One of the most heated moments of the meeting came when Myron Hul mentioned that Wingergreen is not what the school board envisioned it would be when it opened 20 years ago. After the meeting, he told the Independent that the school is not living up to the original vision and intent that then Hamden Board of Education set in its expectations of that program.” He said that the vision of the school involved a longer school day, a longer school year, and a technological focus; the school has since dropped those three features.

Wintergreen parents maintained that the school has a great deal to offer because of the diverse community that it fosters. Rev. John Henry Scott III told the school board that what you have created is a multiracial, multicultural, multi-ethnic school.”
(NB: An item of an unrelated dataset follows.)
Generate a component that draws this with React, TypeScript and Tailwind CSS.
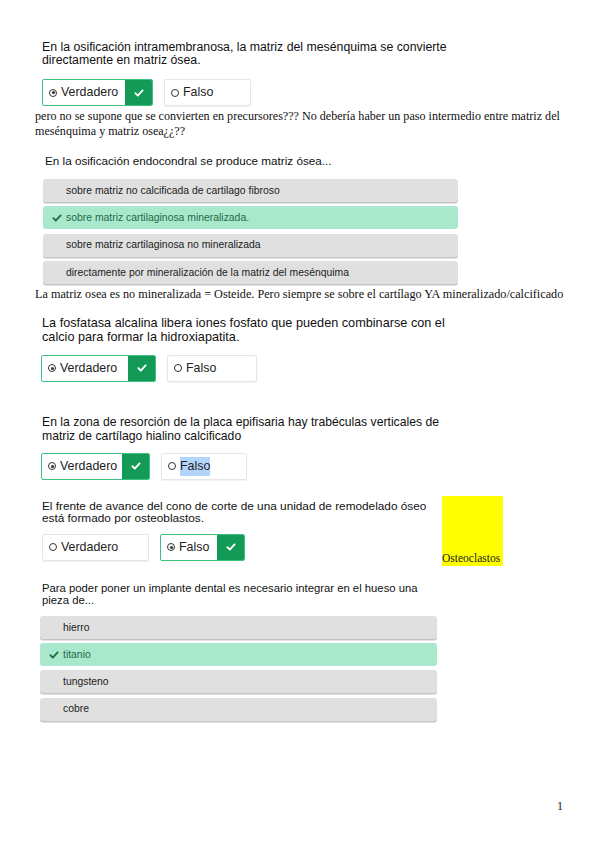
import React from "react";

const sans = { fontFamily: '"Liberation Sans", Arial, sans-serif' };
const serif = { fontFamily: '"Liberation Serif", "Times New Roman", serif' };

function Radio({ on }: { on?: boolean }) {
  return (
    <span className="flex h-[8px] w-[8px] shrink-0 items-center justify-center rounded-full border border-[#333]">
      {on && <span className="h-[3px] w-[3px] rounded-full bg-[#333]" />}
    </span>
  );
}

function Check({ className = "" }: { className?: string }) {
  return (
    <svg viewBox="0 0 12 10" className={className} fill="none" stroke="currentColor" strokeWidth="2.4" strokeLinecap="round" strokeLinejoin="round">
      <path d="M1.5 5.2l3 3L10.5 1.8" />
    </svg>
  );
}

type TF = {
  verdW: number;
  falsoW: number;
  answer: "v" | "f";
  highlightFalso?: boolean;
};

function TrueFalse({ verdW, falsoW, answer, highlightFalso }: TF) {
  const box = (label: string, w: number, picked: boolean, hl?: boolean) => (
    <div
      className={`flex h-[27px] items-stretch overflow-hidden rounded-[2px] bg-white text-[12.4px] text-[#222] ${
        picked ? "border border-[#3fbf80]" : "border border-[#e6e6e6] shadow-[0_1px_1px_rgba(0,0,0,0.06)]"
      }`}
      style={{ width: w }}
    >
      <div className="flex flex-1 items-center gap-[4px] pl-[6px]">
        <Radio on={picked} />
        <span className={hl ? "bg-[#b4d5fb]" : ""}>{label}</span>
      </div>
      {picked && (
        <div className="flex w-[27px] items-center justify-center bg-[#139a57] text-white">
          <Check className="h-[8px] w-[10px]" />
        </div>
      )}
    </div>
  );
  return (
    <div className="flex gap-[11px]">
      {box("Verdadero", verdW, answer === "v")}
      {box("Falso", falsoW, answer === "f", highlightFalso)}
    </div>
  );
}

function Options({ items, correct, width }: { items: string[]; correct: number; width: number }) {
  return (
    <div className="flex flex-col gap-[4.3px]" style={{ width }}>
      {items.map((t, i) => {
        const ok = i === correct;
        return (
          <div
            key={t}
            className={`flex h-[23px] items-center rounded-[3px] text-[10.4px] ${
              ok
                ? "bg-[#aae8cd] text-[#1d6b45]"
                : "bg-[#e0e0e0] text-[#222] shadow-[0_1.5px_0_#c4c4c4]"
            }`}
          >
            <span className="flex w-[23px] justify-end pr-[4px]">
              {ok && <Check className="h-[8px] w-[10px] text-[#1f6e45]" />}
            </span>
            <span>{t}</span>
          </div>
        );
      })}
    </div>
  );
}

export default function App() {
  return (
    <div className="relative min-h-[848px] w-[599px] bg-white pt-[41px] text-[#111]">
      {/* 1 */}
      <div className="pl-[42px]" style={sans}>
        <p className="whitespace-nowrap text-[12.3px] leading-[13px] text-[#111]">
          En la osificación intramembranosa, la matriz del mesénquima se convierte
          <br />
          directamente en matriz ósea.
        </p>
        <div className="mt-[12px]">
          <TrueFalse verdW={111} falsoW={87} answer="v" />
        </div>
      </div>
      <p className="mt-[3px] whitespace-nowrap pl-[35px] text-[12.1px] leading-[15px]" style={serif}>
        pero no se supone que se convierten en precursores??? No debería haber un paso intermedio entre matriz del
        <br />
        mesénquima y matriz osea¿¿??
      </p>

      {/* 2 */}
      <div className="mt-[15px] pl-[43px]" style={sans}>
        <p className="whitespace-nowrap pl-[2px] text-[11.7px] leading-[14px]">
          En la osificación endocondral se produce matriz ósea...
        </p>
        <div className="mt-[11px]">
          <Options
            width={415}
            correct={1}
            items={[
              "sobre matriz no calcificada de cartilago fibroso",
              "sobre matriz cartilaginosa mineralizada.",
              "sobre matriz cartilaginosa no mineralizada",
              "directamente por mineralización de la matriz del mesénquima",
            ]}
          />
        </div>
      </div>
      <p className="mt-[3px] whitespace-nowrap pl-[35px] text-[12.2px] leading-[15px]" style={serif}>
        La matriz osea es no mineralizada = Osteide. Pero siempre se sobre el cartílago YA mineralizado/calcificado
      </p>

      {/* 3 */}
      <div className="mt-[14px] pl-[42px]" style={sans}>
        <p className="whitespace-nowrap text-[12.7px] leading-[14px]">
          La fosfatasa alcalina libera iones fosfato que pueden combinarse con el
          <br />
          calcio para formar la hidroxiapatita.
        </p>
        <div className="-ml-[1px] mt-[11px]">
          <TrueFalse verdW={115} falsoW={90} answer="v" />
        </div>
      </div>

      {/* 4 */}
      <div className="mt-[33px] pl-[42px]" style={sans}>
        <p className="whitespace-nowrap text-[12.2px] leading-[14px]">
          En la zona de resorción de la placa epifisaria hay trabéculas verticales de
          <br />
          matriz de cartílago hialino calcificado
        </p>
        <div className="-ml-[1px] mt-[10px]">
          <TrueFalse verdW={109} falsoW={86} answer="v" highlightFalso />
        </div>
      </div>

      {/* 5 */}
      <div className="mt-[20px] flex" style={sans}>
        <div className="w-[400px] pl-[42px]">
          <p className="whitespace-nowrap text-[11.8px] leading-[12.5px]">
            El frente de avance del cono de corte de una unidad de remodelado óseo
            <br />
            está formado por osteoblastos.
          </p>
          <div className="mt-[9px]">
            <TrueFalse verdW={107} falsoW={85} answer="f" />
          </div>
        </div>
        <div className="-mt-[4px] ml-[42px] flex h-[70px] w-[61px] items-end bg-[#ffff00] pb-[1px]">
          <span className="text-[11.5px] leading-[13px] text-[#222]" style={serif}>
            Osteoclastos
          </span>
        </div>
      </div>

      {/* 6 */}
      <div className="mt-[16px] pl-[40px]" style={sans}>
        <p className="whitespace-nowrap pl-[2px] text-[11.3px] leading-[12px]">
          Para poder poner un implante dental es necesario integrar en el hueso una
          <br />
          pieza de...
        </p>
        <div className="mt-[10px]">
          <Options width={397} correct={1} items={["hierro", "titanio", "tungsteno", "cobre"]} />
        </div>
      </div>

      <p className="absolute left-[557px] top-[797px] text-[12px]" style={serif}>
        1
      </p>
    </div>
  );
}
Some welcomed the town’s decision to take back the building. Jacqueline Beirne, co-president of the district’s special ed PTA, said that incorporating the building into the public-school system would allow the district to put all of the special needs students under one roof. Currently, there are dedicated classrooms in every school for special needs students. Beirne said that system doesn’t work because not every school has the resources that are necessary to provide for those kids. If the district incorporates the Wintergreen building, all of the district’s special needs students would go there, alongside students who do not have special needs. That way, they would have all the resources necessary for them to thrive, but they would not have to be isolated from their peers without special needs, she said.

Reverend Professor John Henry Scott III: Wintergreen has the multicultural formula down.

Wintergreen parents, on the other hand, remain determined to keep their school at some location.

Officials said the town wanted to take back the school partly because it pays tuition to ACES to send Hamden students there, and it got too expensive. Melton argued that the town will still have to foot that bill, because, she predicted, most Wintergreen families will not leave the school, even if it’s forced to relocate.

Our fight,” declared parent Thomas Figlar, we’re not done.”

Jacqueline Beirne: Smart move for special ed.